Nachum Sarna explains the etymology of the new name – Zaphenat Parnea in this way:

“Traditional exegesis connects the name with Joseph’s penchant for interpreting dreams, seeing in the first element a derivation from the Hebrew stem ts-f-n to hide, and rendering the second contextually as “to elucidate”. The name would thus mean “The revealer of hidden things”. However an Egyptian origin is evident and a widely held view regards it as the transcription “God speaks; he lives” … In choosing this name, Pharaoh finds a title for Joseph as the one in whom God speaks, and the people live

So even Joseph, the assimilated one, the one who leaves home and family and chooses never to go back; even Joseph, who marries out and whose children are adopted back into the family as half-tribes; Joseph who gives his sons Hebrew names even while describing them as the ones who will help him forget his own past; with all of this, even Joseph retains his essential identity, keeping alive hope, keeping alive God’s place in the world, bringing light into the world through his management of resources and his conduit to God’s speaking.

We always read Mikketz in Chanukah. We always read of the name change on a day we will be lighting the candles of witnessing to God’s continuing care for us. We always face the tensions embedded in Jewish identity, in Jewish historical experience at this time.

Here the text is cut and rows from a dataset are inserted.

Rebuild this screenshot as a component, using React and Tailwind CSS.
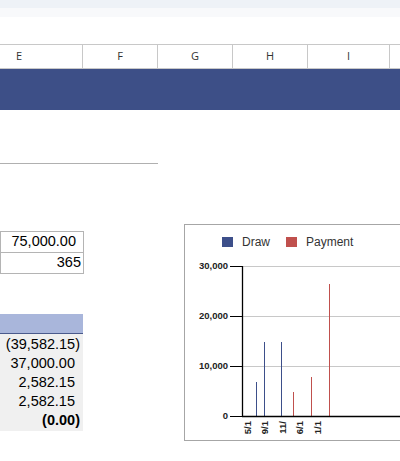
const cols = [
  { label: 'E', w: 'w-[83px]', align: 'justify-start pl-[16px]' },
  { label: 'F', w: 'w-[75px]', align: 'justify-center' },
  { label: 'G', w: 'w-[75px]', align: 'justify-center' },
  { label: 'H', w: 'w-[75px]', align: 'justify-center' },
  { label: 'I', w: 'w-[82px]', align: 'justify-center' },
  { label: '', w: 'w-[75px]', align: 'justify-center' },
];

const rows = [
  { v: '(39,582.15)', pr: 'pr-[3px]', bold: false },
  { v: '37,000.00', pr: 'pr-[8px]', bold: false },
  { v: '2,582.15', pr: 'pr-[8px]', bold: false },
  { v: '2,582.15', pr: 'pr-[8px]', bold: false },
  { v: '(0.00)', pr: 'pr-[3px]', bold: true },
];

// chart coordinates are relative to the chart box
const bars = [
  { x: 71.5, top: 157, c: '#3d4f8a' },
  { x: 79.5, top: 117, c: '#3d4f8a' },
  { x: 96.5, top: 117, c: '#3d4f8a' },
  { x: 108.5, top: 167, c: '#c0504d' },
  { x: 126.5, top: 152, c: '#c0504d' },
  { x: 144.5, top: 59, c: '#c0504d' },
];

const ticks = [
  { y: 41.5, t: '30,000' },
  { y: 91.5, t: '20,000' },
  { y: 141.5, t: '10,000' },
  { y: 191.5, t: '0' },
];

const xLabels = [
  { x: 63, t: '5/1' },
  { x: 80, t: '9/1' },
  { x: 98, t: '11/' },
  { x: 115, t: '6/1' },
  { x: 133, t: '1/1' },
];

const font = "'Liberation Sans', Arial, sans-serif";

const Chart = () => (
  <div className="relative ml-[26px] mt-[114px] h-[217px] w-[260px] shrink-0 border border-[#a6a6a6] bg-white">
    <svg width="260" height="217" className="absolute left-0 top-0">
      {ticks.map((k) => (
        <g key={k.t}>
          {k.y < 190 && <line x1="58" x2="260" y1={k.y} y2={k.y} stroke="#c8c8c8" strokeWidth="1" />}
          <line x1="45" x2="58" y1={k.y} y2={k.y} stroke="#000" strokeWidth="1" />
          <text x="43" y={k.y} textAnchor="end" dominantBaseline="middle" fontSize="9.5" fontWeight="700" fill="#222" fontFamily={font}>
            {k.t}
          </text>
        </g>
      ))}
      {bars.map((b, i) => (
        <line key={i} x1={b.x} x2={b.x} y1={b.top} y2="191" stroke={b.c} strokeWidth="1" />
      ))}
      <line x1="57.5" x2="57.5" y1="41" y2="192" stroke="#000" strokeWidth="1.3" />
      <line x1="57" x2="260" y1="191.5" y2="191.5" stroke="#000" strokeWidth="1.3" />
      {xLabels.map((l) => (
        <text
          key={l.x}
          x={l.x}
          y="196"
          transform={`rotate(-90 ${l.x} 196)`}
          textAnchor="end"
          dominantBaseline="middle"
          fontSize="9.5"
          fontWeight="700"
          fill="#222"
          fontFamily={font}
        >
          {l.t}
        </text>
      ))}
    </svg>
    <div className="relative flex items-center pl-[37px] pt-[8px] text-[12px] text-[#333]">
      <span className="h-[10px] w-[11px] bg-[#3d4f8a]" />
      <span className="ml-[9px]">Draw</span>
      <span className="ml-[16px] h-[10px] w-[11px] bg-[#c0504d]" />
      <span className="ml-[9px]">Payment</span>
    </div>
  </div>
);

export default function App() {
  return (
    <div className="h-[461px] w-[400px] overflow-hidden bg-white font-['Liberation_Sans',Arial,sans-serif]">
      <div className="h-[8px] bg-[#eef2f7]" />
      <div className="h-[9px] bg-[#f8f9fb]" />
      <div className="h-[27px]" />
      <div className="flex h-[25px] w-max border-y border-[#c8c8c8] font-['Open_Sans',Arial,sans-serif] text-[11px] text-[#333]">
        {cols.map((c, i) => (
          <div key={i} className={`flex items-center ${c.w} ${c.align} border-r border-[#c8c8c8]`}>
            {c.label}
          </div>
        ))}
      </div>
      <div className="h-[41px] bg-[#3d4f87]" />
      <div className="flex">
        <div className="w-[158px] shrink-0">
          <div className="mt-[53px] h-px w-[158px] bg-[#b0b0b0]" />
          <div className="mt-[67px] w-[84px] text-[14.5px] text-black">
            <div className="flex h-[22px] items-center justify-end border border-[#b4b4b4] pr-[7px]">75,000.00</div>
            <div className="flex h-[21px] items-center justify-end border border-t-0 border-[#b4b4b4] pr-[2px]">365</div>
          </div>
          <div className="mt-[40px] w-[83px]">
            <div className="h-[20px] border-b border-[#4a5a8c] bg-[#a9b6db]" />
            <div className="bg-[#f0f0f0] pb-[1px] pt-[1px] text-[14.5px] text-black">
              {rows.map((r, i) => (
                <div key={i} className={`flex h-[19px] items-center justify-end ${r.pr} ${r.bold ? 'font-bold' : ''}`}>
                  {r.v}
                </div>
              ))}
            </div>
          </div>
        </div>
        <Chart />
      </div>
    </div>
  );
}
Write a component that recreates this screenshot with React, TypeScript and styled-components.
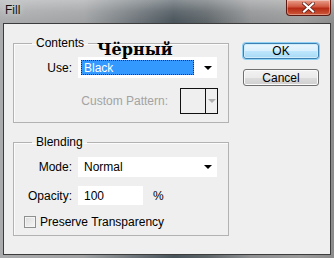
import React from "react";
import styled, { createGlobalStyle } from "styled-components";

const Global = createGlobalStyle`
  html, body { margin: 0; padding: 0; background: #8a8c8e; }
  #root { width: 334px; height: 258px; }
  * { box-sizing: border-box; }
`;

const Window = styled.div`
  position: relative;
  width: 334px;
  height: 258px;
  display: flex;
  flex-direction: column;
  background: linear-gradient(90deg, #a9abad 0%, #9fa1a3 25%, #6f767b 40%, #48535a 52%, #5d6468 62%, #8e9092 75%, #9a9a9a 90%, #8c8c8c 100%);
  font-family: "Liberation Sans", Arial, sans-serif;
  font-size: 12px;
  color: #000;
  overflow: hidden;
`;

const TitleBar = styled.div`
  height: 23px;
  flex: none;
  display: flex;
  align-items: flex-start;
  justify-content: space-between;
  padding-left: 5px;
  padding-right: 3px;
  background: linear-gradient(180deg, rgba(255,255,255,0.35) 0%, rgba(255,255,255,0.12) 50%, rgba(255,255,255,0) 100%);
`;

const Title = styled.span`
  font-size: 12px;
  line-height: 21px;
  color: #111;
  text-shadow: 0 0 6px rgba(255,255,255,0.8);
`;

const CloseButton = styled.div`
  width: 45px;
  height: 16px;
  border: 1px solid #5a1a12;
  border-top: none;
  border-radius: 0 0 4px 4px;
  background: linear-gradient(180deg, #e8a08e 0%, #d0573f 45%, #b52a14 55%, #cf5a3a 100%);
  display: flex;
  align-items: center;
  justify-content: center;
  box-shadow: inset 0 0 0 1px rgba(255,255,255,0.35);
`;

const Client = styled.div`
  flex: 1;
  margin: 0 3px 3px 3px;
  border: 1px solid #3c3c3c;
  background: #efefef;
  display: flex;
  gap: 14px;
  padding: 12px 0 0 9px;
`;

const Groups = styled.div`
  width: 216px;
  flex: none;
  display: flex;
  flex-direction: column;
  gap: 12px;
`;

const Group = styled.fieldset`
  margin: 0;
  padding: 0 10px 0 0;
  border: 1px solid #b2b2b2;
  box-shadow: inset 1px 1px 0 #fbfbfb;
  min-width: 0;
`;

const Legend = styled.legend`
  margin-left: 18px;
  padding: 0 4px;
  font-size: 12px;
  line-height: 14px;
  color: #000;
`;

const GroupBody = styled.div<{ $top: number; $bottom: number; $gap: number }>`
  display: flex;
  flex-direction: column;
  gap: ${(p) => p.$gap}px;
  padding-top: ${(p) => p.$top}px;
  padding-bottom: ${(p) => p.$bottom}px;
`;

const Row = styled.div<{ $end?: boolean }>`
  display: flex;
  align-items: center;
  justify-content: ${(p) => (p.$end ? "flex-end" : "flex-start")};
  gap: 6px;
`;

const Label = styled.span`
  width: 58px;
  flex: none;
  text-align: right;
  white-space: nowrap;
  color: #000;
`;

const PlainLabel = styled.span<{ $disabled?: boolean }>`
  white-space: nowrap;
  color: ${(p) => (p.$disabled ? "#a3a3a3" : "#000")};
  margin-right: 6px;
`;

const Select = styled.div<{ $h: number }>`
  width: 139px;
  flex: none;
  height: ${(p) => p.$h}px;
  background: #fff;
  display: flex;
  align-items: center;
  padding: 0 5px 0 3px;
`;

const SelectValue = styled.div<{ $active?: boolean }>`
  flex: 1;
  height: 15px;
  display: flex;
  align-items: center;
  padding-left: 3px;
  margin-right: 10px;
  background: ${(p) => (p.$active ? "#3399ff" : "transparent")};
  color: ${(p) => (p.$active ? "#fff" : "#000")};
  outline: ${(p) => (p.$active ? "1px dotted #1b2f4a" : "none")};
  outline-offset: -1px;
`;

const Arrow = styled.span<{ $color?: string }>`
  width: 0;
  height: 0;
  border-left: 4px solid transparent;
  border-right: 4px solid transparent;
  border-top: 4px solid ${(p) => p.$color || "#000"};
`;

const PatternBox = styled.div`
  width: 38px;
  height: 26px;
  flex: none;
  border: 1px solid #111;
  background: #efefef;
  display: flex;
`;

const PatternSwatch = styled.div`
  flex: 1;
  border-right: 1px solid #111;
`;

const PatternArrow = styled.div`
  width: 11px;
  display: flex;
  align-items: center;
  justify-content: center;
`;

const Input = styled.div`
  width: 65px;
  flex: none;
  height: 19px;
  background: #fff;
  display: flex;
  align-items: center;
  padding-left: 6px;
`;

const Percent = styled.span`
  margin-left: 4px;
`;

const CheckRow = styled.label`
  display: flex;
  align-items: center;
  gap: 4px;
  margin-left: 10px;
  height: 15px;
`;

const CheckBox = styled.span`
  width: 12px;
  height: 12px;
  border: 1px solid #8e8f8f;
  background: linear-gradient(135deg, #dcdcdc 0%, #f6f6f6 100%);
  box-shadow: inset 0 0 0 1px #f4f4f4;
`;

const Buttons = styled.div`
  width: 76px;
  display: flex;
  flex-direction: column;
  gap: 10px;
  padding-top: 7px;
`;

const Button = styled.div<{ $primary?: boolean; $h: number }>`
  height: ${(p) => p.$h}px;
  border-radius: 3px;
  border: 1px solid ${(p) => (p.$primary ? "#3c7fb1" : "#707070")};
  background: ${(p) =>
    p.$primary
      ? "linear-gradient(180deg, #eaf6fd 0%, #d9f0fc 50%, #bee6fd 51%, #a7d9f5 100%)"
      : "linear-gradient(180deg, #f2f2f2 0%, #ebebeb 50%, #dddddd 51%, #cfcfcf 100%)"};
  box-shadow: ${(p) => (p.$primary ? "0 0 0 1px #8fd0f5, inset 0 0 0 1px #d0ecfb" : "inset 0 0 0 1px #fbfbfb")};
  display: flex;
  align-items: center;
  justify-content: center;
  font-size: 12px;
  color: #000;
`;

const Annotation = styled.div`
  position: absolute;
  left: 97px;
  top: 40px;
  font-family: "DejaVu Serif", "Liberation Serif", serif;
  font-weight: bold;
  font-size: 16px;
  line-height: 19px;
  color: #000;
`;

export default function App() {
  return (
    <>
      <Global />
      <Window>
        <TitleBar>
          <Title>Fill</Title>
          <CloseButton>
            <svg width="13" height="11" viewBox="0 0 13 11">
              <path d="M2 1.5 L11 9.5 M11 1.5 L2 9.5" stroke="#5a1a12" strokeWidth="3.6" strokeLinecap="square" />
              <path d="M2 1.5 L11 9.5 M11 1.5 L2 9.5" stroke="#ffffff" strokeWidth="2.2" strokeLinecap="square" />
            </svg>
          </CloseButton>
        </TitleBar>
        <Client>
          <Groups>
            <Group>
              <Legend>Contents</Legend>
              <GroupBody $top={7} $bottom={8} $gap={10}>
                <Row>
                  <Label>Use:</Label>
                  <Select $h={21}>
                    <SelectValue $active>Black</SelectValue>
                    <Arrow />
                  </Select>
                </Row>
                <Row $end>
                  <PlainLabel $disabled>Custom Pattern:</PlainLabel>
                  <PatternBox>
                    <PatternSwatch />
                    <PatternArrow>
                      <Arrow $color="#b0b0b0" />
                    </PatternArrow>
                  </PatternBox>
                </Row>
              </GroupBody>
            </Group>
            <Group>
              <Legend>Blending</Legend>
              <GroupBody $top={8} $bottom={6} $gap={9}>
                <Row>
                  <Label>Mode:</Label>
                  <Select $h={20}>
                    <SelectValue>Normal</SelectValue>
                    <Arrow />
                  </Select>
                </Row>
                <Row>
                  <Label>Opacity:</Label>
                  <Input>100</Input>
                  <Percent>%</Percent>
                </Row>
                <CheckRow>
                  <CheckBox />
                  <span>Preserve Transparency</span>
                </CheckRow>
              </GroupBody>
            </Group>
          </Groups>
          <Buttons>
            <Button $primary $h={16}>OK</Button>
            <Button $h={17}>Cancel</Button>
          </Buttons>
        </Client>
        <Annotation>Чёрный</Annotation>
      </Window>
    </>
  );
}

We read about Pharaoh’s description of the most assimilated of our ancestors as “a man in whom there is the spirit of God”. The story reminds us – as do the two Chanukah stories of the holocaust with which I began – that no matter how dark, how distressing our world, God is not really hidden far away. Maybe hidden, but not far away, and we can bring forth light for ourselves and so reveal the divine that is all around us.